:: DATA SHOWN ::

== == ==

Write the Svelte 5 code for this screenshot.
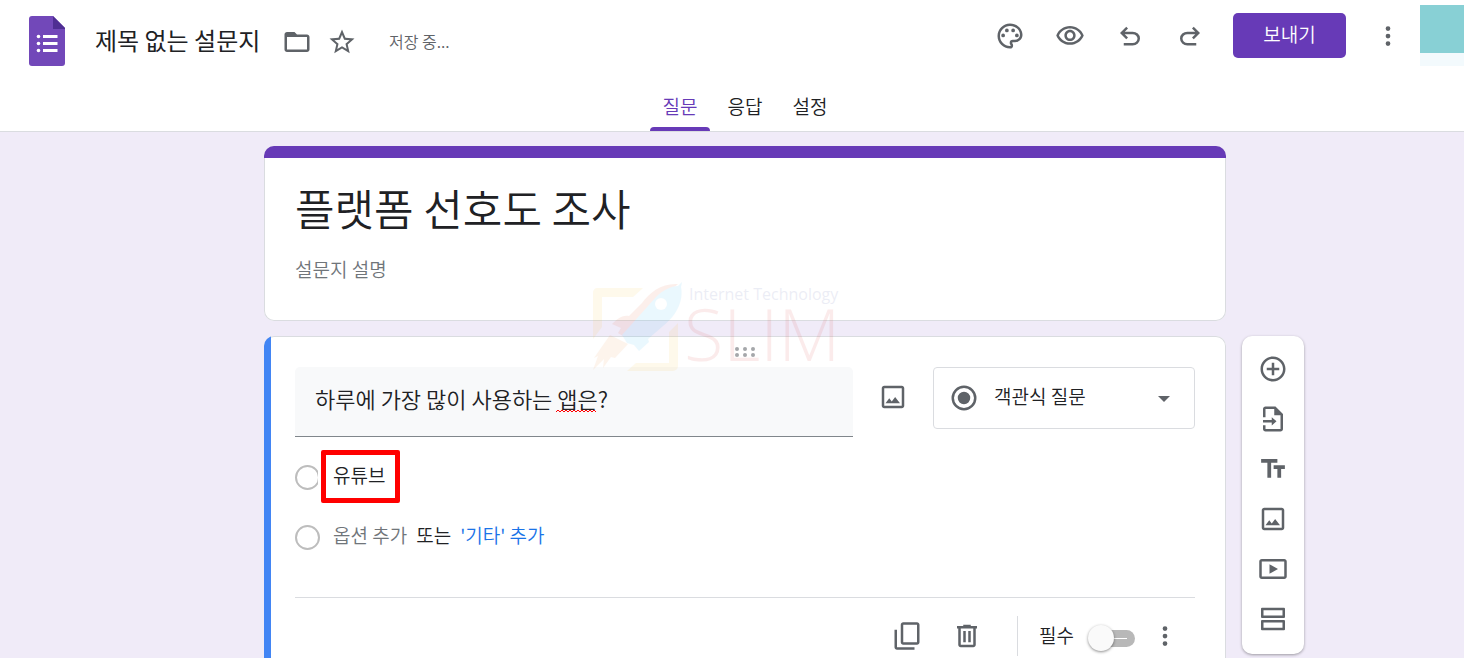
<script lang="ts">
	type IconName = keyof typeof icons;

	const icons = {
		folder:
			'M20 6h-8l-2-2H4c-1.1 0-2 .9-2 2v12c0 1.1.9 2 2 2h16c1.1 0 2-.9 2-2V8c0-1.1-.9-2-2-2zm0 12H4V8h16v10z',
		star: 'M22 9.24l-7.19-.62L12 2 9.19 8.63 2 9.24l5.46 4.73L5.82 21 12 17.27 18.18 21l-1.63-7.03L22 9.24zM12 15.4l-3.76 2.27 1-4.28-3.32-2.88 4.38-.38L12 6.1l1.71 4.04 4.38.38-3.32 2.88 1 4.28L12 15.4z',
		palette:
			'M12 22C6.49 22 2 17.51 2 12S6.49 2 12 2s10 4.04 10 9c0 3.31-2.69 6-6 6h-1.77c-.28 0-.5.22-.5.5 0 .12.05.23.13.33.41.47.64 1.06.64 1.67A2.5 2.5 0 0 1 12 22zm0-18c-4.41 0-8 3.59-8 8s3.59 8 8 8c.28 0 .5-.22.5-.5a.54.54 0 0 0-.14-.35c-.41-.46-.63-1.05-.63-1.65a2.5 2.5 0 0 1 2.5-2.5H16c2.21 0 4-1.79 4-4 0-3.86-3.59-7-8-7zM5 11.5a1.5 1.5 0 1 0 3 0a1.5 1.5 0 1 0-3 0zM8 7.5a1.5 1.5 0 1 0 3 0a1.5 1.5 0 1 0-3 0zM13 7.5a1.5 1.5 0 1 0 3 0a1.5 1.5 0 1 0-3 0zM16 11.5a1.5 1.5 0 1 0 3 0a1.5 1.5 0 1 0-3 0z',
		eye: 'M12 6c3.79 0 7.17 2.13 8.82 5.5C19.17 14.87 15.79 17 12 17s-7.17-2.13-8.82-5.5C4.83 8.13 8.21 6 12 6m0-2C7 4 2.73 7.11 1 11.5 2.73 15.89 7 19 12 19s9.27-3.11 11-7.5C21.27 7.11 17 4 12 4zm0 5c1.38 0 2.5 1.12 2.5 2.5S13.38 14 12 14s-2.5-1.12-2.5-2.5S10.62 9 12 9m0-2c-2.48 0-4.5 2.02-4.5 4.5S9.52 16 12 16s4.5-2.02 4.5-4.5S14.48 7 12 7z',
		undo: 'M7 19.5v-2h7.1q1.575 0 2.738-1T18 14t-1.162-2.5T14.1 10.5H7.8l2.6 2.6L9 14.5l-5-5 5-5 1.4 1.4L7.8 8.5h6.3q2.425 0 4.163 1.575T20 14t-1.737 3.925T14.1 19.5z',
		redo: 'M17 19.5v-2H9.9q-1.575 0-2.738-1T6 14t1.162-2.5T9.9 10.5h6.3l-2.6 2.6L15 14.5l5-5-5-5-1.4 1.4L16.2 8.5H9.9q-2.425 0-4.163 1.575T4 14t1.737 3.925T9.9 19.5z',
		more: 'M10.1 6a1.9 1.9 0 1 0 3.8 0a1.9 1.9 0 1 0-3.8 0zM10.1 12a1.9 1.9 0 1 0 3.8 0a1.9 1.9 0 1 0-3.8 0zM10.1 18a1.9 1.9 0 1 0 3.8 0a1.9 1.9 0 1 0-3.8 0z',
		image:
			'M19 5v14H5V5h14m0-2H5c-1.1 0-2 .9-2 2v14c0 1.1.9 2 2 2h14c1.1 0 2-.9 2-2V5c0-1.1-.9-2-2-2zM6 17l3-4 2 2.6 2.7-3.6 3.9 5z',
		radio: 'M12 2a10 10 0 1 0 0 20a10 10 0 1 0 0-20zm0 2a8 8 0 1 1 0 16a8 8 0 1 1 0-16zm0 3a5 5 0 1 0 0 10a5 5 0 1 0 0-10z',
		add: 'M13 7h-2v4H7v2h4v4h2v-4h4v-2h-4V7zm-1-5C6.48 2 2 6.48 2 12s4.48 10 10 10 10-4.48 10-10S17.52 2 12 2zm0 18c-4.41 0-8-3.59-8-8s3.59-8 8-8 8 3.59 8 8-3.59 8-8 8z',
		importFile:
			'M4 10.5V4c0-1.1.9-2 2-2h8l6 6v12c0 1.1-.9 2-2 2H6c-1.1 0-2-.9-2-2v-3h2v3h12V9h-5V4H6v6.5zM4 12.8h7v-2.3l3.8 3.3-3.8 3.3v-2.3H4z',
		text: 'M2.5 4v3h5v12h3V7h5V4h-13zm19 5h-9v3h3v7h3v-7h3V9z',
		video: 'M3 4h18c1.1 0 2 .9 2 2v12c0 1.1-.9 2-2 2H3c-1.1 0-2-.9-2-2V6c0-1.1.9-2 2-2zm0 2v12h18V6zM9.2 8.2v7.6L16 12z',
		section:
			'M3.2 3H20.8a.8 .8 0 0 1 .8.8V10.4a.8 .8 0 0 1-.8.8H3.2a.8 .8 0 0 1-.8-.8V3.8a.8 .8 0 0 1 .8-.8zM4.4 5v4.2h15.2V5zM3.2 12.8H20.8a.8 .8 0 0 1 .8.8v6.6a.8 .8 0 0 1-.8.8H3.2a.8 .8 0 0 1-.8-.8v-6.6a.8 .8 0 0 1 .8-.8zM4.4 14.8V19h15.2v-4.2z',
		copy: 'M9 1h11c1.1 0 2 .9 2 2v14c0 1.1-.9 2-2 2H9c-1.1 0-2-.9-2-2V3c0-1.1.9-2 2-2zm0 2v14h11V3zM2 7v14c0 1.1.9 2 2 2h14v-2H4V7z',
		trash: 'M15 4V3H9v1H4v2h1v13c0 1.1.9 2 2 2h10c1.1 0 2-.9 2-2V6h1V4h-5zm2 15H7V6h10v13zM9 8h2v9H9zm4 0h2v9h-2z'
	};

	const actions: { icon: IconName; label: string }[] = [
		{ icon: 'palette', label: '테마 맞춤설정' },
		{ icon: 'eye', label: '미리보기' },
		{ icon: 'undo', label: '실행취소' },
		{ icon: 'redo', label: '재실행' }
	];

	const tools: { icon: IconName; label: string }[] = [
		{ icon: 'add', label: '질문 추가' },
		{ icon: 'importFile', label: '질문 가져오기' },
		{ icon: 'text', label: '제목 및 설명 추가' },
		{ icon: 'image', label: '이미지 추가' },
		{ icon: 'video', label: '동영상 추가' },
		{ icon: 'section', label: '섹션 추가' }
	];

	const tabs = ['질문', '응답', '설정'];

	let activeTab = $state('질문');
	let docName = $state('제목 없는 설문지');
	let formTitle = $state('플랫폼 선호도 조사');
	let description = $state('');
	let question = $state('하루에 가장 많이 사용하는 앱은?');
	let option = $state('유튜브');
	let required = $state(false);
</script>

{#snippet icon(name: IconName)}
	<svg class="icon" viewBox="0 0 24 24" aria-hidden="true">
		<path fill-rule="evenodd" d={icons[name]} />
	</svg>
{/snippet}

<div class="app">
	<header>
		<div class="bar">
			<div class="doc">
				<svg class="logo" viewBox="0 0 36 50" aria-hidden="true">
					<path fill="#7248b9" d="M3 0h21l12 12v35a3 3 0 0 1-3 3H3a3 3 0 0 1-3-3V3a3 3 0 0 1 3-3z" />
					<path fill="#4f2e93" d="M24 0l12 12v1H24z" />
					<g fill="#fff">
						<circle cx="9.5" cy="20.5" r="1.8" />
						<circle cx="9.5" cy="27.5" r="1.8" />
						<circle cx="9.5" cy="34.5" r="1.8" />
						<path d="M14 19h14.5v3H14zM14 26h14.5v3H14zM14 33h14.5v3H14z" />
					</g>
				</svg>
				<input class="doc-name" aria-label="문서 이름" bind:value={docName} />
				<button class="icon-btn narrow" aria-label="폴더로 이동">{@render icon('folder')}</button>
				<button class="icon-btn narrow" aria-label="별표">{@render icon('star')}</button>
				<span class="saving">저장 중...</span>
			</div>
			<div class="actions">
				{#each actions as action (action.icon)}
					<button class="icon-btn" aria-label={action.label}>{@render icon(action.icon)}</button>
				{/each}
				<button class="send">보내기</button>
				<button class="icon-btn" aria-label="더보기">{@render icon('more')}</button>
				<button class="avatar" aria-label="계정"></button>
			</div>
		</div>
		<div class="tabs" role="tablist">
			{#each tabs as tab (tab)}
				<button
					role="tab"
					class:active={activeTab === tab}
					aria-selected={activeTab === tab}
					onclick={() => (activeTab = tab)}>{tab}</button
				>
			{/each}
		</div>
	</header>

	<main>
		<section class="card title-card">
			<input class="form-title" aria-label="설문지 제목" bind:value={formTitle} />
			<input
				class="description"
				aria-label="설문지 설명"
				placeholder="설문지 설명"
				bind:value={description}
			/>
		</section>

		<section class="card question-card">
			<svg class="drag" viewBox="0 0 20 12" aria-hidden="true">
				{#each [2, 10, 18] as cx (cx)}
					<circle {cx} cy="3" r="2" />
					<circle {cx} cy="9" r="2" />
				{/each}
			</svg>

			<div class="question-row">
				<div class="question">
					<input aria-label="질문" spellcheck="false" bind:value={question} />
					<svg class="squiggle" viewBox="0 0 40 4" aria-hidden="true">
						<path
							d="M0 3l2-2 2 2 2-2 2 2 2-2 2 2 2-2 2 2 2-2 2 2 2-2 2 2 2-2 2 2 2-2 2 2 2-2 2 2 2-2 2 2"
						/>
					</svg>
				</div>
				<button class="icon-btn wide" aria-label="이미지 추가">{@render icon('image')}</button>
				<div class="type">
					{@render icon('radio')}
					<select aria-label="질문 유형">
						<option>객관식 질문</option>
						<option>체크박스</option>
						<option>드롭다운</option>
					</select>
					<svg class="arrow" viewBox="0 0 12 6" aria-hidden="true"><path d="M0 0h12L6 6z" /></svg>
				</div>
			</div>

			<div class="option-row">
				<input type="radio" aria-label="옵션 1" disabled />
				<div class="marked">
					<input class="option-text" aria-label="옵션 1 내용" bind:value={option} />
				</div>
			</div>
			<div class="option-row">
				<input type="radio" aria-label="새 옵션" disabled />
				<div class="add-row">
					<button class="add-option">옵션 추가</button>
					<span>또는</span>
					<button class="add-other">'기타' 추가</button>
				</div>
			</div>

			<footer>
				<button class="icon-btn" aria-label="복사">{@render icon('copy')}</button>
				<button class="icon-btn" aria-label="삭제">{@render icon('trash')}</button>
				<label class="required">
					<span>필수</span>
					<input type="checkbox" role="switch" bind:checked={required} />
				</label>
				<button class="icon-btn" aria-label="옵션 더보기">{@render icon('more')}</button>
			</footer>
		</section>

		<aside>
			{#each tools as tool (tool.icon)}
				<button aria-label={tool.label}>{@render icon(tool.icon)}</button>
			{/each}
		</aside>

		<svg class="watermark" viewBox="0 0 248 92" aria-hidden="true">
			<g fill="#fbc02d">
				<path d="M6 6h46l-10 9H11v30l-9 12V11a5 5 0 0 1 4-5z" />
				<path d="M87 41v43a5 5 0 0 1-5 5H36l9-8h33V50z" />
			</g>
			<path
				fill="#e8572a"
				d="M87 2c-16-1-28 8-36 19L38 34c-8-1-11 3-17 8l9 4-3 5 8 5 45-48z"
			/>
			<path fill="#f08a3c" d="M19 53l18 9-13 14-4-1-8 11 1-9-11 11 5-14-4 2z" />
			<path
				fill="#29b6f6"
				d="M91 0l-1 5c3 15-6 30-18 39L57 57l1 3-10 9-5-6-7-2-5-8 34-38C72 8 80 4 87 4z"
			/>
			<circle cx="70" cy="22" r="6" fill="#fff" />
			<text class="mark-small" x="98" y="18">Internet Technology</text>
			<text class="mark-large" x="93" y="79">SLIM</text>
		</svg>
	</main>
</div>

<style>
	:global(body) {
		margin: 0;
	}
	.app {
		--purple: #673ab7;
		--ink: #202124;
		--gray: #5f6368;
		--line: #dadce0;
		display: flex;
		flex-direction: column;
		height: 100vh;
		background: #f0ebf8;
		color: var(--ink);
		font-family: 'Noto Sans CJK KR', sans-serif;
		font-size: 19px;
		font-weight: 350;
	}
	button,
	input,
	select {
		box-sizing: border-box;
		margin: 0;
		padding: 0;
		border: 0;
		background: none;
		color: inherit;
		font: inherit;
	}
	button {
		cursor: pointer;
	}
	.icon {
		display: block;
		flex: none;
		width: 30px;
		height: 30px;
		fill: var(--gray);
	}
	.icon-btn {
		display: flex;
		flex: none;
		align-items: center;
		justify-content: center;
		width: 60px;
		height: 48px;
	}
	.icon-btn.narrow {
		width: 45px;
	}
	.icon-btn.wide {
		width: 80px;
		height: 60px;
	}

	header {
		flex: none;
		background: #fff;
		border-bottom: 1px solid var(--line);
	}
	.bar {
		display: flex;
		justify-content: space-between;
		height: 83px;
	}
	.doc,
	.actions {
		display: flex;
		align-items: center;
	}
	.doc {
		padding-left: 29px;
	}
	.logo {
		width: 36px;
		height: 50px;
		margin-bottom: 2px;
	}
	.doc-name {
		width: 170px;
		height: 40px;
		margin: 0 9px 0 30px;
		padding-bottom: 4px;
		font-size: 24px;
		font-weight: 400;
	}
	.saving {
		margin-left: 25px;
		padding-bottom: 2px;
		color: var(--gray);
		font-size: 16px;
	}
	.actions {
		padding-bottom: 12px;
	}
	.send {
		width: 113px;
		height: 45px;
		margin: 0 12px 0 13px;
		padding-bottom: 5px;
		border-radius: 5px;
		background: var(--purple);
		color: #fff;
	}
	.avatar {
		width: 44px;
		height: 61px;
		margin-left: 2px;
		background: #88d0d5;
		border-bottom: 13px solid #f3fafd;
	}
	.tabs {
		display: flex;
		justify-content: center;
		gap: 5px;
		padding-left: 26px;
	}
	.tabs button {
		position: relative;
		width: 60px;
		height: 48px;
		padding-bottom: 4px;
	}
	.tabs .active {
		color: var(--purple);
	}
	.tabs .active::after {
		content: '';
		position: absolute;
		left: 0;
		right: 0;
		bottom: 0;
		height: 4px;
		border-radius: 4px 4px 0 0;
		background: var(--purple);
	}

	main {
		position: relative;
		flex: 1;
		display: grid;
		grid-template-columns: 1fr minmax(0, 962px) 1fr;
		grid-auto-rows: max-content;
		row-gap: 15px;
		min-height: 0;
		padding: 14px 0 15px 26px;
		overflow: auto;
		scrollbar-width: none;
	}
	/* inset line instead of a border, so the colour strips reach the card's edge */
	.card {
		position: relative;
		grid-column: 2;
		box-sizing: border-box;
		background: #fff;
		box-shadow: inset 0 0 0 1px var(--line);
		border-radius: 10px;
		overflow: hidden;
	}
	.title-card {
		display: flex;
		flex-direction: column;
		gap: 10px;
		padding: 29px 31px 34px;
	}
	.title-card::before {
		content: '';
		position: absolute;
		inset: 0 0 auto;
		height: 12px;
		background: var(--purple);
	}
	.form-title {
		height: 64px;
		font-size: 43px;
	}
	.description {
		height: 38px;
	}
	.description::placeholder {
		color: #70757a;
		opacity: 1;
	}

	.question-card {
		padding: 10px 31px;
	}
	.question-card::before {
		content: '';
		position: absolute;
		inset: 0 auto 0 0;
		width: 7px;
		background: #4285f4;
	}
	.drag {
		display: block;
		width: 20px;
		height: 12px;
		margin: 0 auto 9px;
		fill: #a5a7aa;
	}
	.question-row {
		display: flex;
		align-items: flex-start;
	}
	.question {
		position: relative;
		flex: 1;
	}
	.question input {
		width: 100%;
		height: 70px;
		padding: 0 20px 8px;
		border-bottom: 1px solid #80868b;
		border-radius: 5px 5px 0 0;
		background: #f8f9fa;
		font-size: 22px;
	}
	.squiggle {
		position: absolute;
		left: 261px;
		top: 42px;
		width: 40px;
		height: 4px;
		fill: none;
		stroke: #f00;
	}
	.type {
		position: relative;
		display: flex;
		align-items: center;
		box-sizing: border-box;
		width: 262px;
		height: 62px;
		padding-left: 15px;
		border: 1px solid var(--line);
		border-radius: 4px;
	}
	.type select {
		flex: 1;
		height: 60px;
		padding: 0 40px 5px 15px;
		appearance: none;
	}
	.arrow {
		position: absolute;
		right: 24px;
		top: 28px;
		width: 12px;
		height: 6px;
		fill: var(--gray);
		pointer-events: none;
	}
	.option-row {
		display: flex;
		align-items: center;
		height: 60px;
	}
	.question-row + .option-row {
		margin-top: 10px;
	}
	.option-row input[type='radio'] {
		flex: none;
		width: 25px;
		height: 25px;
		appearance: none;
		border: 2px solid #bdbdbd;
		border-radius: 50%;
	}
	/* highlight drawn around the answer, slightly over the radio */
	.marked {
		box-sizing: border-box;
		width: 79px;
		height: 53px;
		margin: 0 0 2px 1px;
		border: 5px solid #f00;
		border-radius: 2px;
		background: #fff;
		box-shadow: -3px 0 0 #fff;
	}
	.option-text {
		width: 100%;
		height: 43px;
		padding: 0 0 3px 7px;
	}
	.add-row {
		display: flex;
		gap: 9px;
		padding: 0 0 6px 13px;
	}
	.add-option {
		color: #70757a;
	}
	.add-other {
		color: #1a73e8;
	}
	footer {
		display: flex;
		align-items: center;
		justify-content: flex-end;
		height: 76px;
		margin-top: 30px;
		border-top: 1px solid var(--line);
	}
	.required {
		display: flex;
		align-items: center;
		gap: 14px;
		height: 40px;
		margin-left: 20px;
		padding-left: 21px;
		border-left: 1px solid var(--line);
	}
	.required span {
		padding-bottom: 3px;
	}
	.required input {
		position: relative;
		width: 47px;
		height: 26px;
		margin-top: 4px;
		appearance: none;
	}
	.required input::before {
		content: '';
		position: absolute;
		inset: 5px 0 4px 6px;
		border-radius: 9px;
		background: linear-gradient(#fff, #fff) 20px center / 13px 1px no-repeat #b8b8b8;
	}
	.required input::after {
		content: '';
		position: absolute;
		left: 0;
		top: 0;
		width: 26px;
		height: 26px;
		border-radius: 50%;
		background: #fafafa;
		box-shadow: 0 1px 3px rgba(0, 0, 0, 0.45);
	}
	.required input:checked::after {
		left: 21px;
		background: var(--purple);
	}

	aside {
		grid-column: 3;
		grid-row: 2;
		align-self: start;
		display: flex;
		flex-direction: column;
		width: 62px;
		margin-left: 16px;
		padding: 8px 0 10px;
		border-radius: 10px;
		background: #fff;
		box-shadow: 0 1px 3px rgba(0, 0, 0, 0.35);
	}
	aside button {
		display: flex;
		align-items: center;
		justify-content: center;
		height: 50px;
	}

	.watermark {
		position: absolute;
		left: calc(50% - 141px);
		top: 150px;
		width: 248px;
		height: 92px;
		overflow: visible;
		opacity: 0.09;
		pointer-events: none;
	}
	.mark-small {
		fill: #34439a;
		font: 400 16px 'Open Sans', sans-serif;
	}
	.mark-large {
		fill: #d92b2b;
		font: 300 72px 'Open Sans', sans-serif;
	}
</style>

== == ==

:: WHAT THE EXERCISE ASKS ::
Print, exactly as written, the lines above from the first one to the one containing "type IconName = keyof typeof icons;". Leave out pictures.

:: OUTPUT BELOW ::
Write the Svelte 5 code for this screenshot.
<script lang="ts">
	type IconName = keyof typeof icons;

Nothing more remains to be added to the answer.